Gherman draws parallels between Nazism and Bolsonarism since 2017. Reading the book he released in 2022 is taking any shadow of doubt out of the way.
Another important thing would be, once and for all, to understand that Bolsonarism is Nazi-fascism because Bolsonaro communicates that it is – and not just because Michel Gherman and many others say it is.
This is not an opinion, we are talking about facts and history.
We know exactly what makes up Nazism and Fascism.
We know what articulates this aesthetic and this language.
We know what drives hatred towards certain groups and the authorization given – first between the lines and later more directly – to eliminate them.
We know that without the support of private capital there would have been neither Nazism nor Fascism.
We know that without the support of the ruling classes neither Hitler nor Mussolini would have done what they did.
In Nazi Germany more than half of doctors – to name just one category – were affiliated with the Nazi party.
Cut to present day Brazil.
In 2012, Bolsonaro said on the CQC humor program that Jews died of disease in concentration camps and not because they were murdered.

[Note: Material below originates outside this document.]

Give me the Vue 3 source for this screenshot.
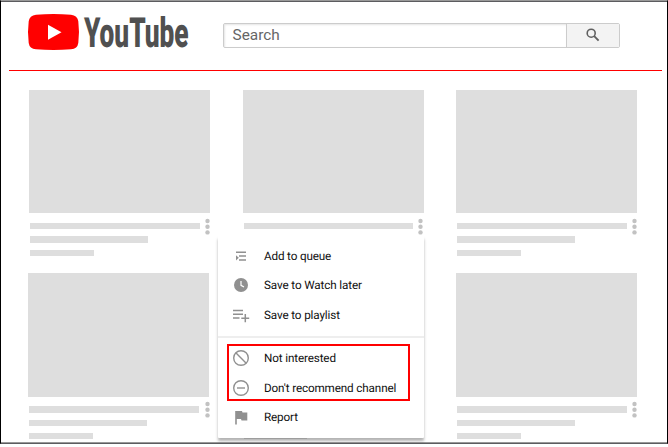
<script setup>
const cards = [0, 1, 2, 3, 4, 5]
const groups = [
  [
    { icon: 'queue', label: 'Add to queue', length: 67.3 },
    { icon: 'clock', label: 'Save to Watch later', length: 98 },
    { icon: 'playlist', label: 'Save to playlist', length: 76 },
  ],
  [
    { icon: 'block', label: 'Not interested', length: 72 },
    { icon: 'minus', label: "Don't recommend channel", length: 132.4 },
    { icon: 'flag', label: 'Report', length: 34 },
  ],
]
</script>

<template>
  <div class="page">
    <header class="header">
      <svg class="logo" width="164" height="48" viewBox="0 0 164 48">
        <path d="M8 2.700Q25.500 1.300 43 2.700Q49.500 3.300 50.300 9.300Q51.700 20 50.300 31Q49.500 36.800 43 37.300Q25.500 38.700 8 37.300Q1.500 36.800.7 31Q-.7 20 .7 9.300Q1.500 3.300 8 2.700Z" fill="#f00" />
        <path d="M20 12.800V27.700L33.500 20.300Z" fill="#fff" />
        <text class="wordmark" transform="translate(56 34.800) scale(0.650 1)" textLength="161" lengthAdjust="spacingAndGlyphs">YouTube</text>
      </svg>
      <div class="search">
        <div class="field">Search</div>
        <div class="button">
          <svg width="14" height="14" viewBox="0 0 14 14" fill="none" stroke="#606060">
            <circle cx="5.200" cy="5.200" r="4" stroke-width="1.600" />
            <path d="M8.200 8.200L12.600 12.600" stroke-width="1.900" />
          </svg>
        </div>
      </div>
    </header>
    <main class="grid">
      <article v-for="n in cards" :key="n" class="card" :class="{ lower: n > 2, first: n % 3 === 0 }">
        <div class="thumb"></div>
        <div class="meta">
          <div class="lines">
            <i class="line"></i>
            <i class="line mid"></i>
            <i class="line short"></i>
          </div>
          <svg class="dots" width="7" height="18" viewBox="0 0 7 18" fill="#c2c2c2">
            <circle cx="3.500" cy="3" r="2.200" />
            <circle cx="3.500" cy="8.700" r="2.200" />
            <circle cx="3.500" cy="14.400" r="2.200" />
          </svg>
        </div>
      </article>
    </main>
    <div class="menu">
      <div v-for="(group, g) in groups" :key="g" class="group">
        <div v-for="item in group" :key="item.icon" class="item">
          <svg class="icon" width="18" height="18" viewBox="0 0 18 18" fill="none" stroke="#909090" stroke-width="1.400">
            <template v-if="item.icon === 'queue'">
              <path d="M4 5.300H14M7 9H14M7 13H14" />
              <path d="M4 8.300L6.800 10.800L4 13.500Z" fill="#909090" stroke="none" />
            </template>
            <template v-else-if="item.icon === 'clock'">
              <circle cx="9" cy="9" r="7" fill="#909090" stroke="none" />
              <path d="M9 5V9.300L12 11" stroke="#fff" stroke-width="1.200" />
            </template>
            <path v-else-if="item.icon === 'playlist'" stroke-width="1.500" d="M1 4.500H11M1 8.300H11M1 12H7.500M13.300 8V16.200M9.300 12.200H17.200" />
            <template v-else-if="item.icon === 'block'">
              <circle cx="9" cy="9" r="7.300" />
              <path d="M3.800 3.800L14.200 14.200" />
            </template>
            <template v-else-if="item.icon === 'minus'">
              <circle cx="9" cy="9" r="7.300" />
              <path d="M5 9H13" />
            </template>
            <path v-else d="M3.200 3H10L10.500 4.500H15.300V12.500H9.500L9 11H4.800V16.500H3.200Z" fill="#909090" stroke="none" />
          </svg>
          <svg class="label" width="150" height="18">
            <text x="0" y="13.200" :textLength="item.length">{{ item.label }}</text>
          </svg>
        </div>
      </div>
      <div class="highlight"></div>
    </div>
  </div>
</template>

<style>
body {
  background: #fff;
}
</style>

<style scoped>
.page {
  position: relative;
  box-sizing: border-box;
  width: 668px;
  height: 444px;
  padding: 0 5px 0 8px;
  border: 1px solid #000;
  border-top-color: #999;
  border-bottom-color: #5c5c5f;
  box-shadow: inset 0 1px #5c5c5f, inset 0 -1px #999;
  font-family: Roboto, sans-serif;
}
.header {
  display: flex;
  box-sizing: border-box;
  height: 70px;
  padding: 11px 0 0 19px;
  border-bottom: 1px solid #ff0000;
}
.logo {
  overflow: visible;
}
.wordmark {
  font-size: 41.500px;
  font-weight: 900;
  fill: #505050;
  text-rendering: geometricPrecision;
}
.search {
  display: flex;
  box-sizing: border-box;
  width: 397px;
  height: 25px;
  margin: 11px 0 0 31px;
  border: 1px solid #ccc;
  border-radius: 2px;
}
.field {
  flex: 1;
  padding-left: 8.500px;
  box-shadow: inset 1px 1px 2px #e5e5e5;
  color: #666;
  font-size: 15.400px;
  line-height: 23px;
}
.button {
  display: flex;
  box-sizing: border-box;
  width: 53px;
  align-items: center;
  justify-content: center;
  border-left: 1px solid #ccc;
  background: #f3f3f3;
}
.button svg {
  margin: 0 1px 1px 0;
}
.grid {
  display: grid;
  grid-template-columns: repeat(3, 181px);
  grid-template-rows: 183.300px 169px;
  column-gap: 32.700px;
  padding: 19px 0 0 20px;
}
.card.lower.first {
  margin-left: -1px;
}
.thumb {
  width: 181px;
  height: 123.300px;
  background: #dedede;
}
.meta {
  display: flex;
  height: 46px;
}
.lines {
  display: flex;
  flex: none;
  width: 173.800px;
  flex-direction: column;
  gap: 7px;
  padding: 9.700px 0 0 1px;
}
.line {
  width: 169.500px;
  height: 6.400px;
  background: #dedede;
}
.mid {
  width: 118px;
}
.short {
  width: 63.500px;
}
.dots {
  flex: none;
  margin-top: 4.500px;
}
.lower .dots {
  margin-top: 4px;
}
.first.lower .dots {
  margin-left: 1px;
}
.menu {
  position: absolute;
  top: 235px;
  left: 217px;
  box-sizing: border-box;
  width: 206px;
  height: 202px;
  padding-top: 5px;
  border-radius: 1px;
  background: #fff;
  box-shadow: 0 3px 3px rgba(0, 0, 0, 0.3);
}
.group + .group {
  margin-top: 6px;
  padding-top: 6px;
  border-top: 2px solid #eee;
}
.item {
  display: flex;
  height: 29.500px;
  align-items: center;
  padding-left: 14px;
}
.label {
  margin-left: 14px;
  overflow: visible;
}
.label text {
  font-size: 11.700px;
  fill: #111;
  text-rendering: geometricPrecision;
}
.highlight {
  position: absolute;
  top: 108px;
  left: 9px;
  box-sizing: border-box;
  width: 183px;
  height: 57px;
  border: 2px solid #ff0000;
}
</style>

This is Holocaust denial, pure and simple.
It would be enough – back in 2012 – for it to be interdicted, right?
Nor would we need to witness Bolsonaro making apologies for rape, comparing black people to cattle, saying that it would be better to have a dead child than a gay child, saying that women are inferior or declaring love for torture and the torturer.
We naturalized and got where we are today.
But let’s go to materiality.
Bolsonaro has a photo with a Hitler look-alike.
Bolsonaro praised Hitler more than once. He did it from the pulpit of the national Congress, recalls Gherman.
Bolsonaro takes the idea of Brazil above all from Nazi communication.
Bolsonaro had a glass of milk during a live (this is a Nazi code), Bolsonaro’s advisor was caught making a supremacist gesture, Bolsonaro signed letters with the motto God, Fatherland, Family “, motto of Italian fascism.
The symbols are there.
Bolsonaro does not hide them. But there are those who hide from view.
Between 2018 and 2021, Brazil was the country where the number of neo-Nazi groups grew the most in the world, explains Gherman.
And it is also the country where anti-Semitic sentiment has grown the most in the world over the same period.
Here is the practical result of Bolsonarism in charge.
Now Bolsonaro is back.
Weakened, but still treated by some as an acceptable leader of a legitimate political movement.
No. A thousand times no.
Bolsonaro and all those who worked ardently to get him re-elected need to be thrown out of the democratic camp.
They don’t fit. They don’t fit. They cannot be legitimized.
Time to investigate, prosecute and punish.
No naturalizations. No trivializations. No restrictions. No relativizations. No amnesty.
Incidentally, the Amnesty Never Again movement, from the Collective Manifesto, meets on April 1st in São Paulo.
It is in the main hall of Largo São Francisco, when a petition will be delivered asking for the installation of a popular court to judge the Bolsonaro government.
Never forget again. Never let go again.